Chapter 7: Docs from Code

Learning Objectives

By the end of this chapter you will be able to:

  1. Explain why API documentation should be generated from code rather than written manually.
  2. Use Python's ast module to extract API signatures, docstrings, and type annotations.
  3. Build a CodeAnalyzer that maps FCC's source tree into a structured API model.
  4. Generate Markdown API documentation from the structured model.
  5. Integrate documentation generation into CI/CD for automatic freshness checks.

The figure below shows the docs-from-code pipeline: AST parsing feeds a CodeAnalyzer that produces module, class, and function info, which a reference generator renders through Jinja2 into Markdown or HTML, with an incremental path driven by git changes.

flowchart LR
    PY[Source .py Files] --> AST["ast.parse()"]
    AST --> CA[CodeAnalyzer]
    CA --> MI[ModuleInfo]
    CA --> CI[ClassInfo]
    CA --> FI[FunctionInfo]
    MI --> ARG[APIReferenceGenerator]
    CI --> ARG
    FI --> ARG
    ARG --> J2[Jinja2 Templates]
    J2 --> OUT[Markdown / HTML Docs]

    GIT[Git Changes] --> INC{Incremental?}
    INC -->|Changed files only| CA
    INC -->|No changes| SKIP[Skip Regeneration]

    style CA fill:#2196F3,color:#fff
    style OUT fill:#4CAF50,color:#fff

Because the CodeAnalyzer never imports the target code, documentation builds remain reliable when optional dependencies are absent — a non-trivial property for a framework with as many optional extras as FCC.

The Documentation Freshness Problem

Documentation that is written separately from code has a half-life. The moment it is written, it starts drifting from the actual implementation. A function's signature changes, a new parameter is added, a class is renamed -- and the documentation is wrong. In a framework like FCC with 6,179 tests and 99%+ coverage, the code is highly reliable. The documentation should derive its reliability from the code, not from a human's memory of the last change.

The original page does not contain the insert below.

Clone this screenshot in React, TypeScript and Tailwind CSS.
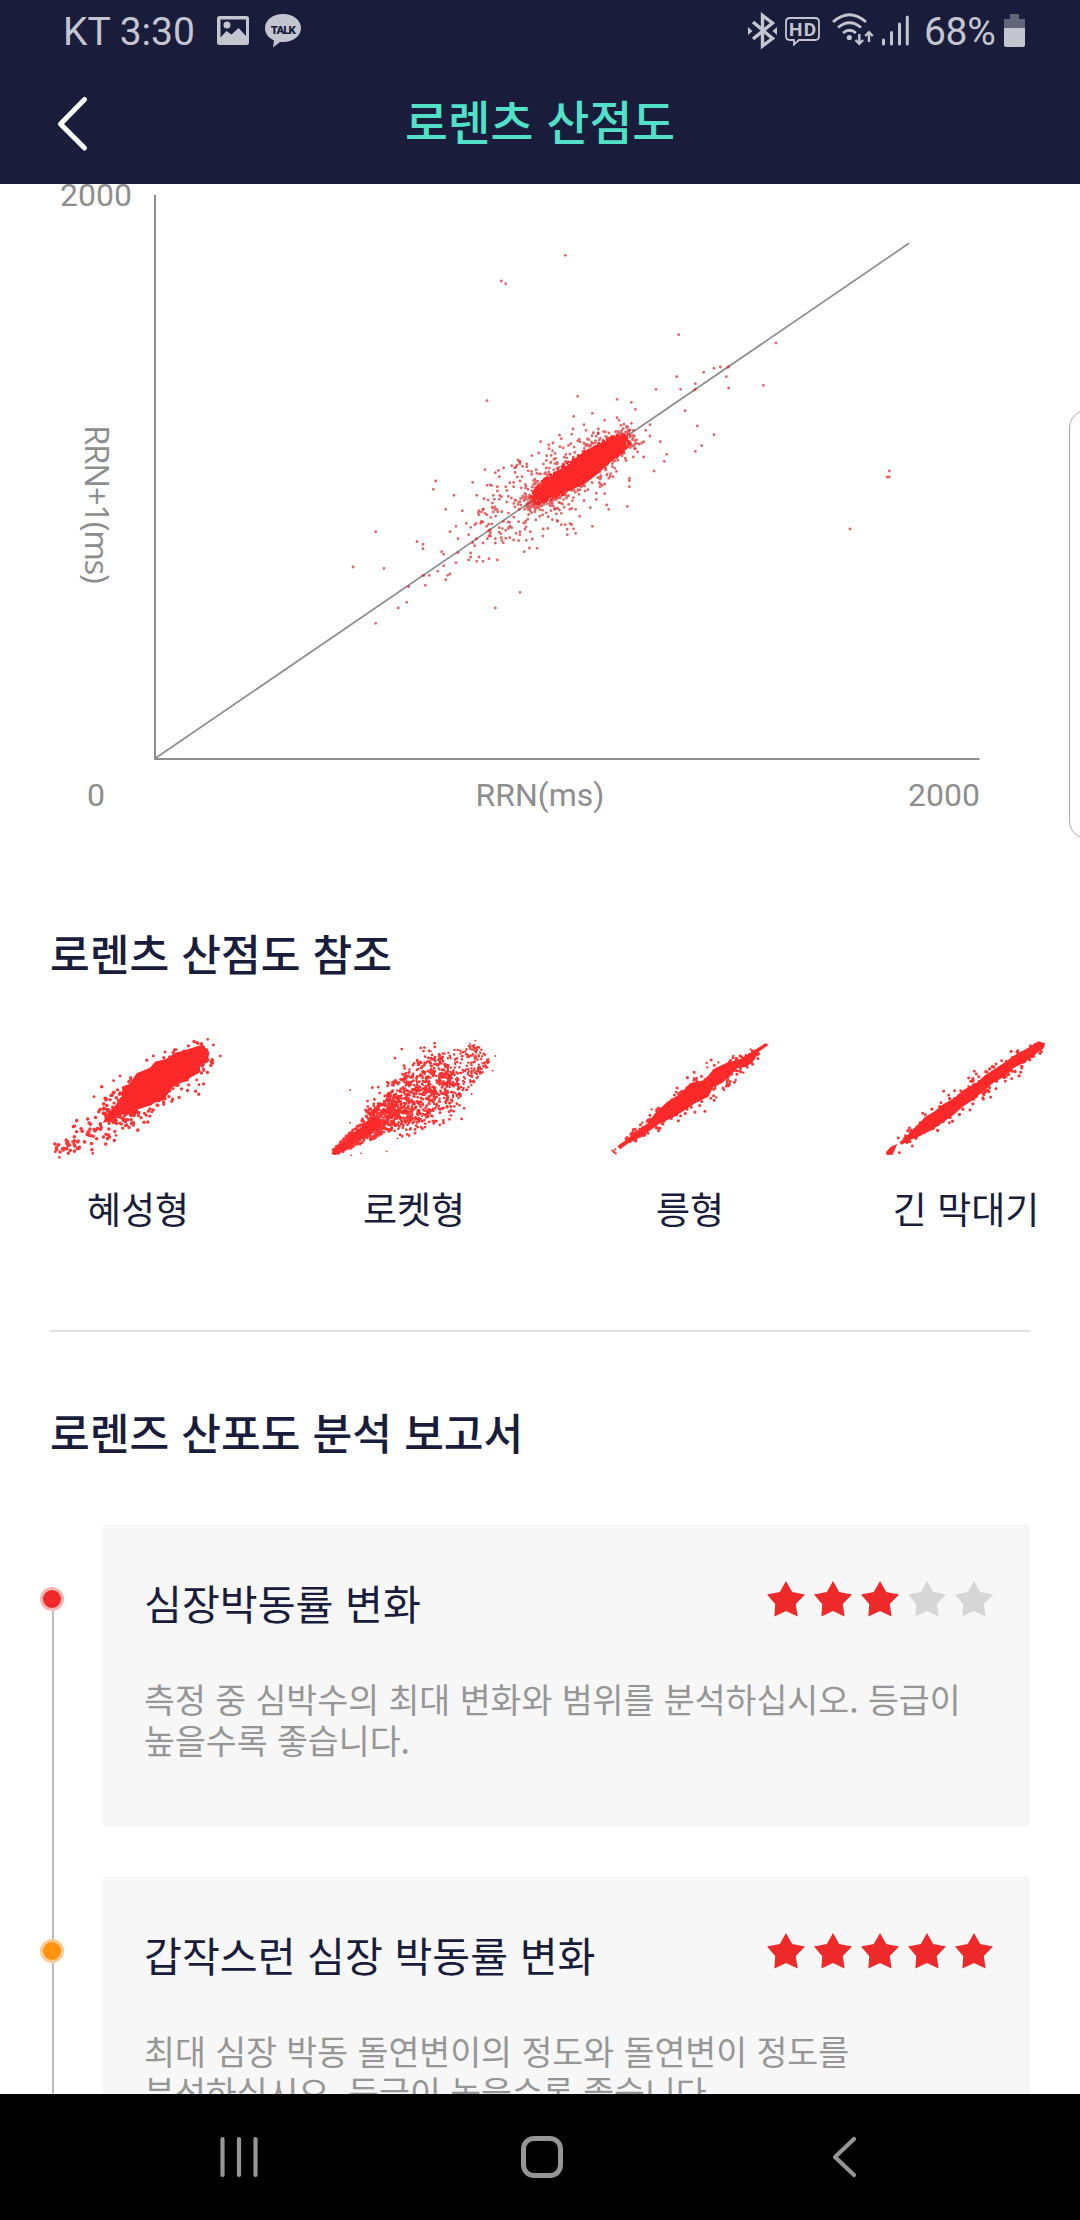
import React from "react";

type Pt = [number, number];

/** Small deterministic generator so the clouds look the same on every render. */
function rng(seed: number) {
  let s = seed;
  return () => {
    s = (s * 1664525 + 1013904223) % 4294967296;
    return s / 4294967296;
  };
}

type Band = { seed: number; n: number; from: Pt; to: Pt; widths: number[]; flat?: boolean };

/** Scatters points along a segment; `widths` gives the half width at even steps along it. */
function band({ seed, n, from, to, widths, flat }: Band): Pt[] {
  const r = rng(seed);
  const dx = to[0] - from[0];
  const dy = to[1] - from[1];
  const len = Math.hypot(dx, dy);
  const out: Pt[] = [];
  for (let i = 0; i < n; i++) {
    const t = r();
    const k = t * (widths.length - 1);
    const j = Math.min(Math.floor(k), widths.length - 2);
    const w = widths[j] + (widths[j + 1] - widths[j]) * (k - j);
    const g = flat ? r() * 2 - 1 : (r() + r() + r() - 1.5) * 1.35;
    out.push([from[0] + dx * t - (dy / len) * w * g, from[1] + dy * t + (dx / len) * w * g]);
  }
  return out;
}

function dots(points: Pt[], r: number) {
  return points
    .map(([x, y]) => `M${(x - r).toFixed(1)} ${y.toFixed(1)}a${r} ${r} 0 1 0 ${2 * r} 0a${r} ${r} 0 1 0 ${-2 * r} 0`)
    .join("");
}

const outliers: Pt[] = [
  [676, 76], [484, 153], [497, 161], [1016, 314], [1010, 440], [948, 478], [1022, 478], [441, 512], [713, 499],
  [831, 508], [874, 517], [886, 538], [757, 550], [701, 559], [831, 563], [837, 571], [794, 571], [732, 584],
  [738, 601], [775, 597], [775, 609], [695, 613], [664, 626], [602, 635], [639, 639], [596, 669], [627, 656],
  [874, 580], [930, 584], [917, 601], [930, 618], [961, 635], [980, 673], [973, 694], [942, 723], [911, 681],
  [880, 681], [868, 745], [868, 752], [868, 770], [862, 829], [800, 825], [806, 838], [794, 791], [769, 808],
  [751, 833], [719, 859], [757, 889], [707, 910], [682, 914], [676, 884], [664, 884], [695, 884], [651, 871],
  [534, 690], [540, 694], [540, 701], [515, 707], [528, 711], [435, 719], [466, 728], [478, 740], [398, 757],
  [441, 766], [287, 753], [280, 778], [342, 796], [410, 796], [317, 838], [367, 842], [348, 889], [330, 905],
  [107, 905], [231, 935], [249, 943], [249, 956], [39, 1011], [132, 1015], [305, 965], [311, 973], [354, 926],
  [386, 914], [379, 880], [404, 947], [398, 938], [392, 969], [392, 981], [386, 990], [417, 981], [410, 994],
  [429, 994], [447, 986], [472, 990], [553, 965], [348, 998], [311, 1007], [293, 1024], [268, 1036], [249, 1036],
  [251, 1037], [323, 1036], [330, 1032], [317, 1049], [256, 1066], [206, 1070], [200, 1117], [175, 1134],
  [107, 1180], [540, 1087], [466, 1134], [354, 968], [410, 927], [409, 926], [447, 918], [466, 926], [466, 939],
  [429, 939], [442, 926], [484, 923], [485, 931], [490, 938], [509, 923], [521, 930], [559, 931], [577, 927],
  [540, 905], [540, 914], [528, 910], [571, 905], [515, 893], [497, 901], [404, 884], [409, 880], [392, 892],
  [422, 880], [429, 876], [429, 838], [417, 842], [417, 854], [435, 850], [441, 854], [460, 846], [460, 796],
  [472, 770], [472, 783], [484, 800], [478, 808], [521, 757], [521, 770], [497, 770], [546, 740], [540, 753],
  [780, 770], [787, 766], [794, 762], [806, 745], [819, 740], [825, 715], [868, 601], [880, 601], [886, 656],
  [905, 639], [911, 635], [633, 842], [645, 838], [664, 850], [707, 838], [689, 838], [732, 812],
  [1066, 461], [1066, 478], [1064, 480], [1035, 542], [1091, 427], [1122, 415], [1141, 411], [1166, 410],
  [1164, 412], [1159, 440], [1166, 474], [1270, 466], [1308, 339], [1072, 588], [1122, 614], [1085, 647],
  [1066, 664], [1648, 723], [1641, 741], [1648, 741], [1530, 897],
].map(([x, y]) => [x, y] as Pt);

const halo = [
  ...band({ seed: 7, n: 620, from: [560, 832], to: [880, 612], widths: [26, 46, 54, 50, 46, 42, 26] }),
  ...band({ seed: 21, n: 130, from: [440, 900], to: [640, 775], widths: [34, 66, 90, 96, 80] }),
  ...band({ seed: 33, n: 60, from: [590, 770], to: [800, 625], widths: [60, 76, 74, 40] }),
];

const rim = band({ seed: 41, n: 620, from: [575, 812], to: [862, 625], widths: [16, 33, 39, 38, 37, 33, 20], flat: true });

function ScatterPlot() {
  return (
    <svg className="block h-[576px] w-[926px]" viewBox="154 184 926 576">
      <path d="M155 195V759H979.5" fill="none" stroke="#8e8e8e" strokeWidth="2" />
      <path d="M155 758.5L909 243.3" stroke="#8e8e8e" strokeWidth="1.7" />
      <g transform="translate(340 230) scale(0.33333)">
        <path d={dots(outliers, 4.3)} fill="#d92323" fillOpacity=".7" />
        <path d={dots(halo, 4.3)} fill="#d92323" fillOpacity=".7" />
        <path d={dots(rim, 4.3)} fill="#fb2828" />
        <path
          d="M575 810L590 778 625 752 650 722 690 703 718 675 750 655 780 640 812 626 857 624 858 645 845 672 820 690 795 710 770 734 730 765 690 780 650 798 605 808Z"
          fill="#ff2828"
        />
      </g>
    </svg>
  );
}

type Shape = { label: string; view: string; core: string; clouds: { pts: Pt[]; r: number }[] };

const shapes: Shape[] = [
  {
    label: "혜성형",
    view: "-120 0 828 450",
    core: "M188 308L205 278 222 262 248 225 246 200 268 192 290 160 330 143 345 125 380 116 405 98 430 92 480 76 498 84 508 98 502 128 482 135 478 158 455 170 440 182 400 198 385 220 372 240 340 250 325 258 295 268 285 292 262 282 235 284 215 300 205 305Z",
    clouds: [
      { r: 5, pts: band({ seed: 3, n: 380, from: [200, 300], to: [506, 98], widths: [30, 42, 50, 50, 44, 32] }) },
      { r: 5.4, pts: band({ seed: 14, n: 120, from: [52, 396], to: [290, 250], widths: [16, 26, 40, 56, 50] }) },
      { r: 4.2, pts: [[503, 58], [520, 75], [541, 108], [518, 130], [518, 122], [375, 96], [340, 108], [470, 180], [477, 194], [158, 400], [228, 346], [58, 412], [46, 395], [104, 318], [162, 230], [240, 168], [221, 182]] },
    ],
  },
  {
    label: "로켓형",
    view: "708 0 828 450",
    core: "M874 402L890 382 918 362 935 342 965 320 985 300 1005 296 1022 302 1025 318 1005 330 985 345 960 360 930 378 905 394 885 404Z",
    clouds: [
      { r: 4.6, pts: band({ seed: 5, n: 420, from: [880, 398], to: [1090, 255], widths: [8, 22, 34, 46, 54], flat: true }) },
      { r: 4.2, pts: band({ seed: 6, n: 620, from: [1000, 312], to: [1240, 155], widths: [36, 60, 78, 80] }) },
      { r: 3.6, pts: band({ seed: 8, n: 400, from: [1090, 250], to: [1335, 100], widths: [66, 78, 76, 58, 34], flat: true }) },
      { r: 2.8, pts: [[930, 210], [1306, 62], [1290, 72], [1366, 108], [1358, 152], [1295, 222], [1040, 394], [1073, 355], [933, 406], [963, 400], [930, 308], [1173, 94]] },
    ],
  },
  {
    label: "릉형",
    view: "-84 0 828 450",
    core: "M112 378L150 352 180 326 205 308 225 280 262 245 300 222 330 190 375 180 400 148 440 128 480 118 520 92 556 70 566 74 530 100 525 118 500 140 470 145 450 168 425 190 400 200 385 230 345 250 315 270 280 292 240 310 195 342 150 366 120 388Z",
    clouds: [
      { r: 4.6, pts: band({ seed: 9, n: 300, from: [140, 362], to: [535, 96], widths: [7, 17, 28, 36, 34, 23, 10] }) },
      { r: 3.6, pts: [[98, 392], [102, 396], [107, 400], [106, 388], [380, 129], [382, 142], [415, 127], [215, 268], [187, 308], [288, 216], [350, 174], [341, 182], [467, 180], [432, 210], [409, 232], [490, 158], [460, 108], [512, 88], [446, 198], [325, 202]] },
    ],
  },
  {
    label: "긴 막대기",
    view: "744 0 828 450",
    core: "M958 368L985 343 1010 318 1035 291 1065 273 1090 252 1120 236 1150 210 1190 188 1215 166 1245 146 1280 123 1310 102 1345 83 1375 64 1395 70 1392 84 1360 107 1335 127 1300 144 1275 169 1240 188 1210 214 1180 239 1150 259 1120 285 1085 310 1055 330 1020 348 985 362 965 374ZM918 396L933 380 952 372 938 404 920 405Z",
    clouds: [
      { r: 5, pts: band({ seed: 12, n: 210, from: [975, 360], to: [1382, 78], widths: [9, 21, 25, 24, 24, 22, 11] }) },
      { r: 4.4, pts: [[955, 354], [958, 398], [997, 378], [988, 324], [1028, 280], [1036, 284], [1083, 248], [1091, 214], [1106, 226], [1124, 212], [1142, 212], [1166, 200], [1166, 174], [1183, 154], [1189, 162], [1196, 170], [1221, 156], [1248, 132], [1265, 122], [1313, 92], [1322, 157], [1295, 176], [1276, 184], [1232, 232], [1210, 238], [1170, 270], [1108, 308], [1248, 206]] },
    ],
  },
];

function ShapeCard({ shape }: { shape: Shape }) {
  return (
    <div className="flex w-[276px] shrink-0 flex-col items-center">
      <svg className="block h-[150px] w-[276px]" viewBox={shape.view}>
        <path d={shape.core} fill="#ff2828" />
        {shape.clouds.map((c, i) => (
          <path key={i} d={dots(c.pts, c.r)} fill="#fb2b2b" fillOpacity=".95" />
        ))}
      </svg>
      <span className="mt-[11px] text-[37px] leading-[55px]">{shape.label}</span>
    </div>
  );
}

function Star({ filled }: { filled: boolean }) {
  return (
    <svg className="block h-[36px] w-[38px]" viewBox="0 0 38 36">
      <path
        d="M19 0L25.2 10.9 38 13.5 28.8 22.9 30.6 35.5 19 30 7.4 35.5 8.2 22.9 0 13.5 12.8 10.9Z"
        className={filled ? "fill-[#ee2929]" : "fill-[#d6d6d6]"}
      />
    </svg>
  );
}

type Report = { title: string; lines: string[]; stars: number; dot: string };

const reports: Report[] = [
  {
    title: "심장박동률 변화",
    lines: ["측정 중 심박수의 최대 변화와 범위를 분석하십시오. 등급이", "높을수록 좋습니다."],
    stars: 3,
    dot: "bg-[#ee2929] border-[#f9b3b3]",
  },
  {
    title: "갑작스런 심장 박동률 변화",
    lines: ["최대 심장 박동 돌연변이의 정도와 돌연변이 정도를", "분석하십시오. 등급이 높을수록 좋습니다."],
    stars: 5,
    dot: "bg-[#ff930f] border-[#fccb92]",
  },
];

function ReportRow({ report, first }: { report: Report; first: boolean }) {
  return (
    <div className="flex pr-[50px]">
      <div className="flex w-[102px] shrink-0 flex-col items-start">
        <div className={first ? "h-[63px]" : "ml-[52px] h-[63px] w-[2px] bg-[#bdbdbd]"} />
        <div className={`ml-[40px] size-[24px] rounded-full border-3 ${report.dot}`} />
        <div className="ml-[52px] w-[2px] flex-1 bg-[#bdbdbd]" />
      </div>
      <div className="mb-[49px] h-[303px] flex-1 rounded-[5px] bg-[#f7f7f7] pr-[37px] pl-[42px]">
        <div className="mt-[47px] flex h-[62px] items-center justify-between">
          <h3 className="text-[41.2px] leading-[62px]">{report.title}</h3>
          <div className="mb-[7px] flex gap-[9px]">
            {[0, 1, 2, 3, 4].map((i) => (
              <Star key={i} filled={i < report.stars} />
            ))}
          </div>
        </div>
        <p className="mt-[45px] text-[33.6px] leading-[41px] whitespace-nowrap text-[#969696]">
          {report.lines[0]}
          <br />
          {report.lines[1]}
        </p>
      </div>
    </div>
  );
}

function StatusBar() {
  return (
    <div className="flex h-[63px] items-center pl-[63px] font-[Roboto,sans-serif] text-[39px] leading-[63px] text-[#c5c5d0]">
      <span className="mt-[2px] w-[154px]">KT 3:30</span>
      <svg className="h-[63px] w-[90px]" viewBox="217 0 90 63">
        <path
          fillRule="evenodd"
          fill="#c5c5d0"
          d="M219.500 16h27q2.500 0 2.500 2.500v24q0 2.500-2.500 2.500h-27q-2.500 0-2.500-2.500v-24q0-2.500 2.500-2.500ZM220.500 19.500v18l6-6.500 5 3.500 7-6.500 7.500 8v-16.500Z"
        />
        <circle cx="227" cy="25" r="3.500" fill="#c5c5d0" />
        <path d="M283 14c10 0 18 6 18 14s-8 14-18 14l-3 0-7 5.500 1-7c-6-3-9-7-9-12.500 0-8 8-14 18-14Z" fill="#c5c5d0" />
        <text x="283.300" y="33.500" textAnchor="middle" fontSize="11.500" fontWeight="900" fontFamily="Roboto" textLength="25" fill="#191c3b">
          TALK
        </text>
      </svg>
      <div className="flex-1" />
      <svg className="h-[63px] w-[176px]" viewBox="748 0 176 63">
        <g fill="none" stroke="#c5c5d0">
          <path d="M753 22l19.500 16.500-10 7.500v-30.500l10 7.500L753 39" strokeWidth="3.400" />
          <path d="M748 27l4.500 4-4.500 4ZM777 27l-4.500 4 4.500 4Z" fill="#c5c5d0" stroke="none" />
          <path d="M790 18h25q4 0 4 4v14q0 4-4 4h-16l-5 4.500v-4.500h-4q-4 0-4-4v-14q0-4 4-4Z" strokeWidth="1.800" />
          <path d="M833 22q16.500-14.500 33 0M838 27.500q11.500-9.500 23 0M843 33q6.500-5.500 13 0" strokeWidth="2.800" />
          <path d="M859.300 34v9M855.500 40l3.800 3.800 3.800-3.800M869 42v-9M865.200 36l3.800-3.800 3.800 3.800" strokeWidth="2.400" />
          <path d="M883.500 40v4M891.500 32.500v11.500M899.500 24v20M907.300 17v27" strokeWidth="3" strokeLinecap="round" />
        </g>
        <circle cx="849.300" cy="37.500" r="2.600" fill="#c5c5d0" />
        <text x="802.500" y="36" textAnchor="middle" fontSize="19" fontWeight="700" fontFamily="Roboto" textLength="27" fill="#c5c5d0">
          HD
        </text>
      </svg>
      <span className="mt-[2px] w-[80px] tracking-[-0.3px]">68%</span>
      <svg className="mr-[55px] h-[63px] w-[21px]" viewBox="1004 0 21 63">
        <path d="M1010 14h9v5h6v9h-21v-9h6Z" fill="#636579" />
        <path d="M1004 28h21v17q0 2-2 2h-17q-2 0-2-2Z" fill="#c5c5d0" />
      </svg>
    </div>
  );
}

function NavBar() {
  return (
    <nav className="flex h-[126px] shrink-0 items-center justify-between bg-black pr-[223px] pl-[219px]">
      <svg className="h-[42px] w-[40px]" viewBox="0 0 40 42">
        <path d="M3.500 3v36M20 3v36M36.500 3v36" stroke="#969696" strokeWidth="4.200" strokeLinecap="round" />
      </svg>
      <div className="mr-[6px] size-[42px] rounded-[13px] border-5 border-[#969696]" />
      <svg className="h-[42px] w-[26px]" viewBox="0 0 26 42">
        <path d="M23 3L4 21 23 39" fill="none" stroke="#969696" strokeWidth="4.200" strokeLinecap="round" strokeLinejoin="round" />
      </svg>
    </nav>
  );
}

export default function App() {
  return (
    <div
      lang="ko"
      className="relative flex h-[2220px] w-[1080px] flex-col overflow-hidden bg-white font-['Noto_Sans_CJK_KR',sans-serif] text-[#191c3b]"
    >
      <header className="h-[184px] shrink-0 bg-[#191c3b]">
        <StatusBar />
        <div className="flex h-[121px] items-center">
          <svg className="h-[60px] w-[100px]" viewBox="0 0 100 60">
            <path d="M84.500 5.500L60.500 30 84.500 54" fill="none" stroke="#fff" strokeWidth="5" strokeLinecap="round" strokeLinejoin="round" />
          </svg>
          <h1 className="mr-[100px] mb-[7px] flex-1 text-center text-[46.600px] leading-[70px] font-medium text-[#52e0c8]">로렌츠 산점도</h1>
        </div>
      </header>

      <main className="h-[1910px] shrink-0 overflow-hidden">
        <section className="h-[696px] font-[Roboto,sans-serif] text-[32px] leading-[38px] text-[#8e8e8e]">
          <div className="flex">
            <div className="flex w-[154px] flex-col items-start">
              <span className="mt-[-8px] pl-[60px]">2000</span>
              <span className="mt-[211px] ml-[78px] font-['Open_Sans',sans-serif] text-[33px] tracking-[-1.3px] [writing-mode:vertical-rl]">
                RRN+1(ms)
              </span>
            </div>
            <ScatterPlot />
          </div>
          <div className="mt-[16px] flex justify-between pr-[100px] pl-[87px]">
            <span className="w-[72px]">0</span>
            <span className="ml-[13px]">RRN(ms)</span>
            <span>2000</span>
          </div>
        </section>

        <section>
          <h2 className="mt-[40px] ml-[50px] text-[43.200px] leading-[64px] font-medium">로렌츠 산점도 참조</h2>
          <div className="mt-[36px] flex">
            {shapes.map((s) => (
              <ShapeCard key={s.label} shape={s} />
            ))}
          </div>
          <div className="mx-[50px] mt-[94px] h-[2px] bg-[#e2e2e2]" />
        </section>

        <section>
          <h2 className="mt-[67px] ml-[50px] text-[43.200px] leading-[64px] font-medium">로렌즈 산포도 분석 보고서</h2>
          <div className="mt-[61px]">
            {reports.map((r, i) => (
              <ReportRow key={r.title} report={r} first={i === 0} />
            ))}
          </div>
        </section>
      </main>

      <NavBar />

      {/* Edge panel handle, mostly off screen */}
      <div className="absolute top-[410px] left-[1069px] h-[429px] w-[40px] rounded-[18px] border-[1.5px] border-[#a8a8a8] bg-white" />
    </div>
  );
}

The solution is documentation intelligence: generating API documentation directly from the source code, using the same techniques that tools like Sphinx and pdoc use, but tailored to FCC's specific documentation needs and style.

The AST Approach

FCC uses Python's built-in ast (Abstract Syntax Tree) module for code analysis (see ADR-002: Docs from Code AST). The AST approach has several advantages over alternative strategies:

Why AST Over Runtime Inspection?

Runtime inspection (inspect module) requires importing every module, which means: - All dependencies must be installed (including optional ones). - Import side effects execute. - Circular imports can cause failures.

AST analysis works on source files directly, without importing. It reads the .py file, parses it into a syntax tree, and extracts information structurally. No imports, no side effects, no dependency requirements.

Why AST Over Regex?

Regular expressions can extract simple patterns (function names, class names), but they break on: - Multi-line signatures - Nested structures - Complex type annotations - Decorators

The AST handles all of these correctly because it understands Python syntax, not just text patterns.

Why Not Sphinx?

Sphinx is excellent for standalone documentation projects, but FCC needs: - Programmatic access to the API model (for embedding in knowledge graphs). - Custom output formats beyond RST/HTML (Markdown, JSON-LD, YAML). - Integration with the FCC template system (Jinja2). - Selective generation (generate docs for one persona's module, not the entire codebase).

The AST-based CodeAnalyzer provides these capabilities as a library, not a standalone tool.

The CodeAnalyzer

The CodeAnalyzer is the core class for extracting API information from FCC source files:

from fcc.docs.code_analyzer import CodeAnalyzer

analyzer = CodeAnalyzer()

# Analyze a single module
module_info = analyzer.analyze_file("src/fcc/personas/registry.py")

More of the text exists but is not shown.